> What the task requires
Take the lines from the top down to and including the one with "<my-stock-app></my-stock-app>" and repeat them exactly. Omit images.

> Recorded information
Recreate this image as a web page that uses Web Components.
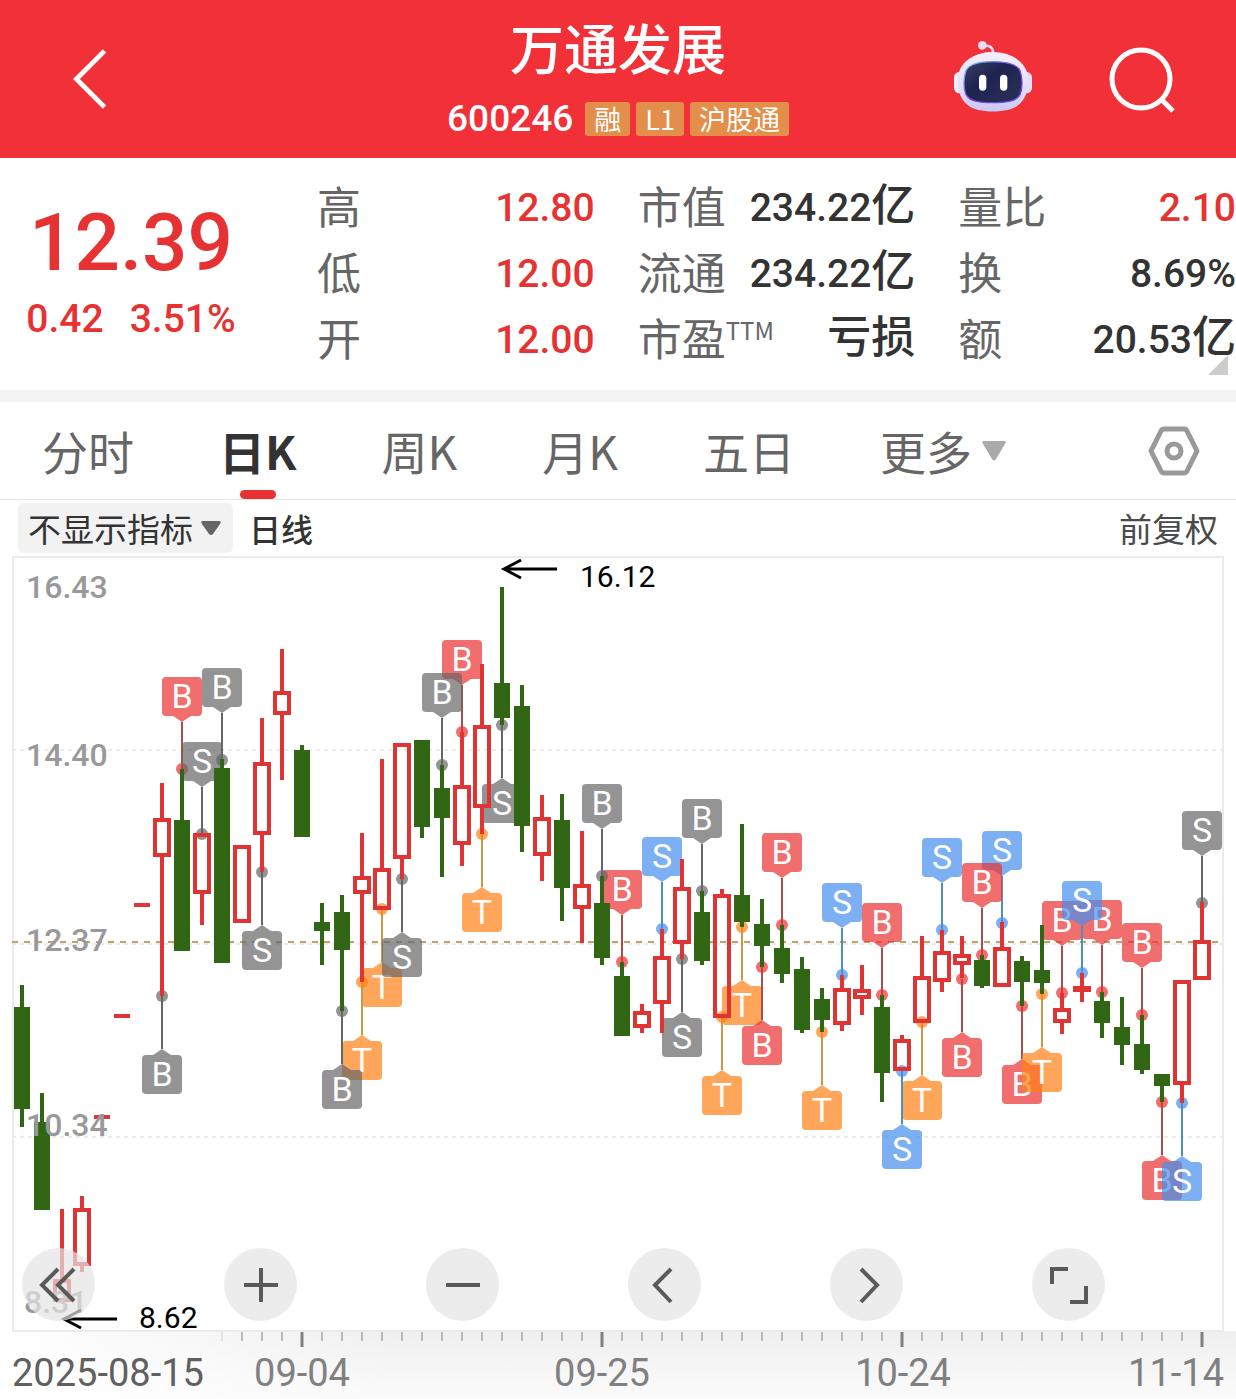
<!DOCTYPE html>
<html lang="zh-CN">
<head>
<meta charset="utf-8">
<meta name="viewport" content="width=device-width, initial-scale=1">
<title>万通发展 600246</title>
<style>
  body {
    margin: 0;
    background: #fff;
    color: #333;
    font-family: Roboto, "Noto Sans CJK SC", sans-serif;
    --up: #e63232;
    --label: #666;
    --num: Roboto, "Noto Sans CJK SC", sans-serif;
    --cjk: "Noto Sans CJK SC", sans-serif;
  }
</style>
</head>
<body>
<my-stock-app></my-stock-app>

<script>
/**
 * Creates a template element from markup.
 *
 * @param {string} html - The markup.
 * @returns {HTMLTemplateElement} The template.
 */
const createTemplate = html => {
  const template = document.createElement('template')
  template.innerHTML = html
  return template
}

/**
 * Base class that attaches an open shadow root with a cloned template.
 */
class BaseElement extends HTMLElement {
  /**
   * Creates an instance and fills the shadow root.
   */
  constructor () {
    super()
    this.attachShadow({ mode: 'open' })
    this.shadowRoot.appendChild(this.constructor.template.content.cloneNode(true))
  }
}

// ---- Small coloured tag beside the stock code ----
customElements.define('stock-tag', class extends BaseElement {
  static template = createTemplate(`
<style>
  :host {
    display: block;
    padding: 0 9px;
    border-radius: 3px;
    background: #e38e4a;
    color: #fff;
    font: 27px/34px var(--cjk);
  }
</style>
<slot></slot>
`)
})

// ---- Red top bar ----
customElements.define('stock-header', class extends BaseElement {
  static template = createTemplate(`
<style>
  :host {
    display: grid;
    grid-template-columns: 1fr auto 1fr;
    align-items: center;
    height: 158px;
    padding: 0 60px;
    background: #f23038;
    color: #fff;
  }
  button {
    display: block;
    padding: 0;
    border: 0;
    background: none;
    color: inherit;
  }
  svg { display: block; }
  .back { padding-left: 10px; }
  .middle { text-align: center; }
  h1 {
    margin: 0;
    font: 500 54px/78px var(--cjk);
  }
  .code {
    display: flex;
    align-items: center;
    justify-content: center;
    gap: 6px;
    padding: 16px 0 14px;
  }
  .code b {
    margin-right: 6px;
    font: 500 37px/34px Roboto, sans-serif;
  }
  .actions {
    display: flex;
    align-items: center;
    justify-content: flex-end;
    gap: 76px;
  }
  .robot { padding-bottom: 4px; }
</style>
<button class="back" aria-label="返回">
  <svg width="40" height="62" viewBox="0 0 40 64" fill="none" stroke="#fff" stroke-width="5"><path d="M35 3 6 32 35 61"/></svg>
</button>
<div class="middle">
  <h1><slot name="name"></slot></h1>
  <div class="code"><b><slot name="code"></slot></b><slot name="tags"></slot></div>
</div>
<div class="actions">
  <button class="robot" aria-label="助手">
    <svg width="78" height="74" viewBox="42 30 234 222">
      <defs>
        <linearGradient id="shell" x1="0" y1="0" x2="0" y2="1"><stop offset="0" stop-color="#f6effc"/><stop offset=".65" stop-color="#e2dcf8"/><stop offset="1" stop-color="#c9c6f0"/></linearGradient>
        <linearGradient id="rim" x1="0" y1="0" x2="1" y2="1"><stop offset="0" stop-color="#6fd0ea"/><stop offset=".5" stop-color="#7a3fe0"/><stop offset="1" stop-color="#5a50e8"/></linearGradient>
        <linearGradient id="face" x1="0" y1="0" x2="1" y2="1"><stop offset="0" stop-color="#3a3f66"/><stop offset=".4" stop-color="#1d2450"/><stop offset="1" stop-color="#2b3058"/></linearGradient>
      </defs>
      <path d="M132 47Q158 44 160 70" fill="none" stroke="#e6d8f4" stroke-width="8"/>
      <circle cx="127" cy="46" r="13" fill="#f0dcf2"/>
      <rect x="42" y="126" width="40" height="64" rx="16" fill="#f2f0ff"/>
      <rect x="236" y="126" width="40" height="64" rx="16" fill="#e4dcfa"/>
      <path d="M158 66C108 66 70 90 58 124 48 160 54 202 84 226 110 251 208 251 234 226 264 202 270 160 260 124 248 90 208 66 158 66Z" fill="url(#shell)"/>
      <path d="M158 95C116 95 88 102 78 122 70 144 70 176 78 194 90 216 124 218 158 218S228 216 240 194C248 176 248 144 240 122 230 102 200 95 158 95Z" fill="url(#face)" stroke="url(#rim)" stroke-width="4"/>
      <rect x="117" y="134" width="22" height="48" rx="11" fill="#fff"/>
      <rect x="180" y="134" width="22" height="48" rx="11" fill="#fff"/>
    </svg>
  </button>
  <button aria-label="搜索">
    <svg width="68" height="68" viewBox="0 0 68 68" fill="none" stroke="#fff" stroke-width="5"><circle cx="33" cy="34" r="29"/><path d="M53 54 65 66"/></svg>
  </button>
</div>
`)
})

// ---- Label and value pair ----
customElements.define('stat-item', class extends BaseElement {
  static template = createTemplate(`
<style>
  :host {
    display: flex;
    justify-content: space-between;
    height: 66px;
    white-space: nowrap;
  }
  .label { color: var(--label); font: 44px/60px var(--cjk); }
  .value { font: 500 39px/66px var(--num); }
  :host([up]) .value { color: var(--up); }
  ::slotted(sup) { font-size: 24px; line-height: 0; vertical-align: 16px; }
  ::slotted(i) { font: 500 44px/1px var(--cjk); }
</style>
<span class="label"><slot name="label"></slot></span>
<span class="value"><slot></slot></span>
`)
})

// ---- Price and key figures ----
customElements.define('stock-quote', class extends BaseElement {
  static template = createTemplate(`
<style>
  :host {
    position: relative;
    display: grid;
    grid-template-columns: 262px 1fr;
    gap: 55px;
    padding: 17px 0;
    border-bottom: 12px solid #f4f4f4;
  }
  .price {
    padding-top: 22px;
    color: var(--up);
    font-family: var(--num);
    font-weight: 500;
    text-align: center;
  }
  .last { font-size: 80px; line-height: 92px; }
  .change {
    display: flex;
    justify-content: center;
    gap: 26px;
    font-size: 39px;
    line-height: 60px;
  }
  .stats {
    display: grid;
    grid-template-columns: repeat(3, 1fr);
    column-gap: 43px;
  }
  .corner {
    position: absolute;
    right: 8px;
    bottom: 15px;
    width: 20px;
    height: 20px;
    background: #ccc;
    clip-path: polygon(100% 0, 100% 100%, 0 100%);
  }
</style>
<div class="price">
  <div class="last">12.39</div>
  <div class="change"><span>0.42</span><span>3.51%</span></div>
</div>
<div class="stats">
  <stat-item up><span slot="label">高</span>12.80</stat-item>
  <stat-item><span slot="label">市值</span>234.22<i>亿</i></stat-item>
  <stat-item up><span slot="label">量比</span>2.10</stat-item>
  <stat-item up><span slot="label">低</span>12.00</stat-item>
  <stat-item><span slot="label">流通</span>234.22<i>亿</i></stat-item>
  <stat-item><span slot="label">换</span>8.69%</stat-item>
  <stat-item up><span slot="label">开</span>12.00</stat-item>
  <stat-item><span slot="label">市盈</span><sup slot="label">TTM</sup><i>亏损</i></stat-item>
  <stat-item><span slot="label">额</span>20.53<i>亿</i></stat-item>
</div>
<span class="corner"></span>
`)
})

// ---- Period tabs ----
customElements.define('period-tabs', class extends BaseElement {
  static template = createTemplate(`
<style>
  :host {
    display: flex;
    align-items: center;
    gap: 85px;
    height: 97px;
    padding: 0 36px 0 42px;
    border-bottom: 1px solid #e6e6e6;
  }
  button {
    position: relative;
    display: flex;
    align-items: center;
    gap: 10px;
    height: 97px;
    padding: 0;
    border: 0;
    background: none;
    color: var(--label);
    font: 46px/97px var(--cjk);
    white-space: nowrap;
  }
  button.active { color: #333; font-weight: 700; }
  button.active::after {
    content: "";
    position: absolute;
    left: 50%;
    bottom: 0;
    width: 36px;
    height: 9px;
    margin-left: -18px;
    border-radius: 5px;
    background: var(--up);
  }
  .settings { margin-left: auto; }
</style>
<button>分时</button>
<button class="active">日K</button>
<button>周K</button>
<button>月K</button>
<button>五日</button>
<button aria-haspopup="true">更多<svg width="24" height="20" viewBox="0 0 24 20"><path d="M2 0H22Q25 0 23 3L14 18Q12 21 10 18L1 3Q-1 0 2 0Z" fill="#aaa"/></svg></button>
<button class="settings" aria-label="设置">
  <svg width="52" height="50" viewBox="0 0 52 50" fill="none" stroke="#999" stroke-width="5" stroke-linejoin="round"><path d="M16 3H36Q38 3 39 5L49 25 39 45Q38 47 36 47H16Q14 47 13 45L3 25 13 5Q14 3 16 3Z"/><circle cx="26" cy="25" r="7"/></svg>
</button>
`)
})

// ---- Indicator selection ----
customElements.define('indicator-bar', class extends BaseElement {
  static template = createTemplate(`
<style>
  :host {
    display: flex;
    align-items: center;
    gap: 16px;
    padding: 3px 18px;
    font-family: var(--cjk);
  }
  label { position: relative; display: block; }
  select {
    display: block;
    width: 215px;
    height: 50px;
    padding: 0 10px;
    border: 0;
    border-radius: 6px;
    background: #f2f2f2;
    color: #333;
    font: 33px/50px var(--cjk);
    appearance: none;
  }
  label svg {
    position: absolute;
    right: 12px;
    top: 18px;
    pointer-events: none;
  }
  b { font: 500 32px/50px var(--cjk); }
  .adjust {
    margin-left: auto;
    padding: 0;
    border: 0;
    background: none;
    color: #4a4a4a;
    font: 33px/50px var(--cjk);
  }
</style>
<label>
  <select aria-label="指标"><option>不显示指标</option></select>
  <svg width="20" height="14" viewBox="0 0 20 14"><path d="M2 0H18Q21 0 19 3L12 13Q10 15 8 13L1 3Q-1 0 2 0Z" fill="#666"/></svg>
</label>
<b>日线</b>
<button class="adjust">前复权</button>
`)
})

// Candles as [direction, high, body top, body bottom, low].
const candles = [
  ['d', 985, 1007, 1109, 1127], ['d', 1093, 1122, 1210, 1210], ['u', 1209, 1279, 1302, 1302],
  ['u', 1196, 1208, 1266, 1272], ['-', 1115, 1115, 1119, 1119], ['-', 1014, 1014, 1018, 1018],
  ['-', 903, 903, 907, 907], ['u', 783, 818, 857, 996], ['d', 769, 820, 951, 951],
  ['u', 833, 833, 894, 925], ['d', 759, 768, 963, 963], ['u', 845, 845, 923, 923],
  ['u', 718, 762, 835, 872], ['u', 649, 691, 715, 780], ['d', 745, 750, 837, 837],
  ['d', 903, 922, 931, 965], ['d', 895, 912, 950, 1011], ['u', 833, 876, 894, 982],
  ['u', 759, 868, 910, 910], ['u', 743, 743, 859, 879], ['d', 740, 740, 827, 838],
  ['d', 765, 788, 818, 877], ['u', 732, 785, 845, 866], ['u', 664, 725, 808, 834],
  ['d', 587, 683, 718, 725], ['d', 685, 706, 826, 852], ['u', 795, 817, 856, 881],
  ['d', 794, 820, 888, 921], ['u', 831, 884, 909, 943], ['d', 876, 903, 958, 965],
  ['d', 962, 976, 1036, 1036], ['u', 1004, 1011, 1028, 1033], ['u', 929, 956, 1004, 1033],
  ['u', 859, 887, 944, 959], ['d', 891, 912, 961, 965], ['u', 889, 894, 1018, 1018],
  ['d', 824, 895, 922, 927], ['d', 899, 924, 946, 967], ['d', 925, 948, 974, 983],
  ['d', 957, 969, 1030, 1033], ['d', 988, 999, 1020, 1032], ['u', 975, 988, 1025, 1031],
  ['u', 965, 989, 999, 1015], ['d', 995, 1007, 1073, 1102], ['u', 1035, 1039, 1071, 1071],
  ['u', 936, 976, 1023, 1023], ['u', 930, 951, 982, 992], ['u', 936, 954, 965, 978],
  ['d', 955, 960, 986, 988], ['u', 922, 947, 987, 987], ['d', 956, 961, 982, 1006],
  ['d', 925, 970, 983, 994], ['u', 993, 1008, 1023, 1034], ['u', 973, 986, 992, 1002],
  ['d', 992, 1001, 1023, 1038], ['d', 997, 1027, 1045, 1065], ['d', 1015, 1044, 1070, 1074],
  ['d', 1074, 1074, 1086, 1102], ['u', 980, 980, 1085, 1103], ['u', 902, 940, 980, 980]
]

// Trade marks as [candle index, letter, colour, dot y, side]. Later ones lie on top.
const marks = [
  [36, 'T', 'orange', 927, 'below'],
  [8, 'B', 'red', 769, 'above'], [22, 'B', 'red', 732, 'above'], [30, 'B', 'red', 962, 'above'],
  [37, 'B', 'red', 967, 'below'], [38, 'B', 'red', 925, 'above'], [43, 'B', 'red', 995, 'above'],
  [47, 'B', 'red', 979, 'below'], [50, 'B', 'red', 1006, 'below'], [52, 'B', 'red', 993, 'above'],
  [54, 'B', 'red', 992, 'above'], [56, 'B', 'red', 1015, 'above'], [57, 'B', 'red', 1102, 'below'],
  [18, 'T', 'orange', 909, 'below'], [17, 'T', 'orange', 982, 'below'], [23, 'T', 'orange', 834, 'below'],
  [35, 'T', 'orange', 1017, 'below'], [40, 'T', 'orange', 1032, 'below'], [45, 'T', 'orange', 1022, 'below'],
  [51, 'T', 'orange', 994, 'below'],
  [32, 'S', 'blue', 929, 'above'], [41, 'S', 'blue', 975, 'above'], [44, 'S', 'blue', 1071, 'below'],
  [46, 'S', 'blue', 930, 'above'], [49, 'S', 'blue', 923, 'above'], [53, 'S', 'blue', 973, 'above'],
  [58, 'S', 'blue', 1103, 'below'],
  [48, 'B', 'red', 955, 'above'],
  [7, 'B', 'gray', 996, 'below'], [9, 'S', 'gray', 834, 'above'], [10, 'B', 'gray', 760, 'above'],
  [12, 'S', 'gray', 872, 'below'], [16, 'B', 'gray', 1011, 'below'], [19, 'S', 'gray', 879, 'below'],
  [21, 'B', 'gray', 765, 'above'], [24, 'S', 'gray', 725, 'below'], [29, 'B', 'gray', 876, 'above'],
  [33, 'S', 'gray', 959, 'below'], [34, 'B', 'gray', 891, 'above'], [59, 'S', 'gray', 903, 'above']
]

const candleX = i => 22 + i * 20

/**
 * Draws one candle.
 *
 * @param {Array} candle - The candle.
 * @param {number} i - The index.
 * @returns {string} SVG markup.
 */
const drawCandle = ([dir, high, top, bottom, low], i) => {
  const x = candleX(i)
  if (dir === '-') {
    return `<rect class="up-fill" x="${x - 8}" y="${top}" width="16" height="4"/>`
  }
  if (dir === 'd') {
    return `<g class="down"><rect x="${x - 2}" y="${high}" width="4" height="${low - high}"/><rect x="${x - 8}" y="${top}" width="16" height="${bottom - top}"/></g>`
  }
  return `<path class="up" d="M${x} ${high}V${top}M${x} ${bottom}V${low}M${x - 7} ${top + 2}H${x + 7}V${bottom - 2}H${x - 7}Z"/>`
}

/**
 * Draws one trade mark: dot, stem, pointed badge and letter.
 *
 * @param {Array} mark - The mark.
 * @returns {string} SVG markup.
 */
const drawMark = ([i, letter, color, y, side]) => {
  const x = candleX(i)
  const above = side === 'above'
  const top = above ? y - 92 : y + 59
  const edge = above ? top + 39 : top
  const tip = above ? edge + 6 : edge - 6
  return `<g class="${color}">
    <path class="stem" d="M${x} ${y}V${tip}"/>
    <circle cx="${x}" cy="${y}" r="6"/>
    <rect x="${x - 20}" y="${top}" width="40" height="39" rx="4"/>
    <path class="tip" d="M${x - 9} ${edge}L${x} ${tip} ${x + 9} ${edge}Z"/>
    <text x="${x}" y="${top + 31}">${letter}</text>
  </g>`
}

/**
 * Draws the date ruler ticks.
 *
 * @returns {string} SVG markup.
 */
const drawTicks = () => {
  let out = ''
  for (let i = 10; i < 60; i++) {
    const major = (i - 14) % 15 === 0
    out += `<path d="M${candleX(i)} 1332v${major ? 15 : 9}" stroke="${i === 10 ? '#ccc' : '#808080'}" stroke-width="${major ? 3 : 1}"/>`
  }
  return out
}

// ---- Candlestick chart ----
customElements.define('k-line-chart', class extends BaseElement {
  static template = createTemplate(`
<style>
  :host { display: block; position: relative; }
  svg { display: block; width: 100%; height: auto; }
  .frame { fill: none; stroke: #ebebeb; stroke-width: 2; }
  .grid { stroke: #ebebeb; stroke-width: 2; stroke-dasharray: 4 4; }
  .current { stroke: #bfa36a; stroke-width: 2; stroke-dasharray: 6 6; }
  .down { fill: #306614; }
  .up { fill: none; stroke: #e03434; stroke-width: 4; }
  .up-fill { fill: #dc3636; }
  .stem { stroke-width: 2; }
  .marks circle, .marks rect, .marks .tip { fill-opacity: .7; }
  .red { fill: #ea3030; } .red .stem { stroke: #a05050; }
  .gray { fill: #666; } .gray .stem { stroke: #666; }
  .blue { fill: #448eec; } .blue .stem { stroke: #5090b0; }
  .orange { fill: #ff8016; } .orange .stem { stroke: #c89a48; }
  .marks text { fill: #fff; font: 34px Roboto, sans-serif; text-anchor: middle; }
  .scale { fill: #999; font: 500 32px var(--num); }
  .extreme text { font: 30px Roboto, sans-serif; }
  .extreme path { fill: none; stroke: #000; stroke-width: 3; }
  .dates { fill: #808080; font: 38px Roboto, sans-serif; }
  .toolbar {
    position: absolute;
    left: 22px;
    right: 2px;
    bottom: 78px;
    display: grid;
    grid-template-columns: repeat(6, 1fr);
  }
  .toolbar button {
    display: grid;
    place-items: center;
    width: 73px;
    height: 73px;
    padding: 0;
    border: 0;
    border-radius: 50%;
    background: rgba(228, 228, 228, .7);
  }
  .toolbar svg {
    width: 40px;
    height: 40px;
    fill: none;
    stroke: #5a5a5a;
    stroke-width: 4;
  }
</style>
<svg viewBox="0 556 1236 843" role="img" aria-label="日K线图">
  <defs>
    <linearGradient id="ruler" x1="0" y1="0" x2="0" y2="1"><stop offset="0" stop-color="#efefef"/><stop offset="1" stop-color="#fbfbfb"/></linearGradient>
    <linearGradient id="fade" x1="0" y1="0" x2="1" y2="0"><stop offset="0" stop-color="#fff"/><stop offset="1" stop-color="#fff" stop-opacity="0"/></linearGradient>
  </defs>
  <rect x="0" y="1331" width="1236" height="68" fill="url(#ruler)"/>
  <rect x="0" y="1331" width="400" height="68" fill="url(#fade)"/>
  <rect class="frame" x="13" y="557" width="1210" height="774"/>
  <path class="grid" d="M12 750H1224M12 944H1224M12 1137H1224"/>
  <path class="current" d="M12 942H1224"/>
  <g class="marks">${marks.map(drawMark).join('')}</g>
  <g>${candles.map(drawCandle).join('')}</g>
  <g class="scale">
    <text x="26" y="598">16.43</text>
    <text x="26" y="766">14.40</text>
    <text x="26" y="951">12.37</text>
    <text x="26" y="1136">10.34</text>
    <text x="24" y="1313">8.31</text>
  </g>
  <g class="extreme">
    <path d="M557 569H504M521 560 504 569 521 578"/>
    <text x="580" y="587">16.12</text>
    <path d="M117 1319H64M81 1310 64 1319 81 1328"/>
    <text x="139" y="1328">8.62</text>
  </g>
  ${drawTicks()}
  <g class="dates">
    <text x="12" y="1386" fill="#606060">2025-08-15</text>
    <text x="302" y="1386" text-anchor="middle">09-04</text>
    <text x="602" y="1386" text-anchor="middle">09-25</text>
    <text x="903" y="1386" text-anchor="middle">10-24</text>
    <text x="1224" y="1386" text-anchor="end">11-14</text>
  </g>
</svg>
<div class="toolbar">
  <button aria-label="最早"><svg viewBox="0 0 40 40"><path d="M19 4 3 20 19 36M35 4 19 20 35 36"/></svg></button>
  <button aria-label="放大"><svg viewBox="0 0 40 40"><path d="M3 20H37M20 3V37"/></svg></button>
  <button aria-label="缩小"><svg viewBox="0 0 40 40"><path d="M3 20H37"/></svg></button>
  <button aria-label="左移"><svg viewBox="0 0 40 40"><path d="M26 4 10 20 26 37"/></svg></button>
  <button aria-label="右移"><svg viewBox="0 0 40 40"><path d="M14 4 30 20 14 37"/></svg></button>
  <button aria-label="全屏"><svg viewBox="0 0 40 40"><path d="M19 4H3V19M21 37H37V21"/></svg></button>
</div>
`)
})

// ---- Whole page ----
customElements.define('my-stock-app', class extends BaseElement {
  static template = createTemplate(`
<style>
  :host { display: block; }
</style>
<stock-header>
  <span slot="name">万通发展</span>
  <span slot="code">600246</span>
  <stock-tag slot="tags">融</stock-tag>
  <stock-tag slot="tags">L1</stock-tag>
  <stock-tag slot="tags">沪股通</stock-tag>
</stock-header>
<stock-quote></stock-quote>
<period-tabs></period-tabs>
<indicator-bar></indicator-bar>
<k-line-chart></k-line-chart>
`)
})
</script>
</body>
</html>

> Answer for the task
Recreate this image as a web page that uses Web Components.
<!DOCTYPE html>
<html lang="zh-CN">
<head>
<meta charset="utf-8">
<meta name="viewport" content="width=device-width, initial-scale=1">
<title>万通发展 600246</title>
<style>
  body {
    margin: 0;
    background: #fff;
    color: #333;
    font-family: Roboto, "Noto Sans CJK SC", sans-serif;
    --up: #e63232;
    --label: #666;
    --num: Roboto, "Noto Sans CJK SC", sans-serif;
    --cjk: "Noto Sans CJK SC", sans-serif;
  }
</style>
</head>
<body>
<my-stock-app></my-stock-app>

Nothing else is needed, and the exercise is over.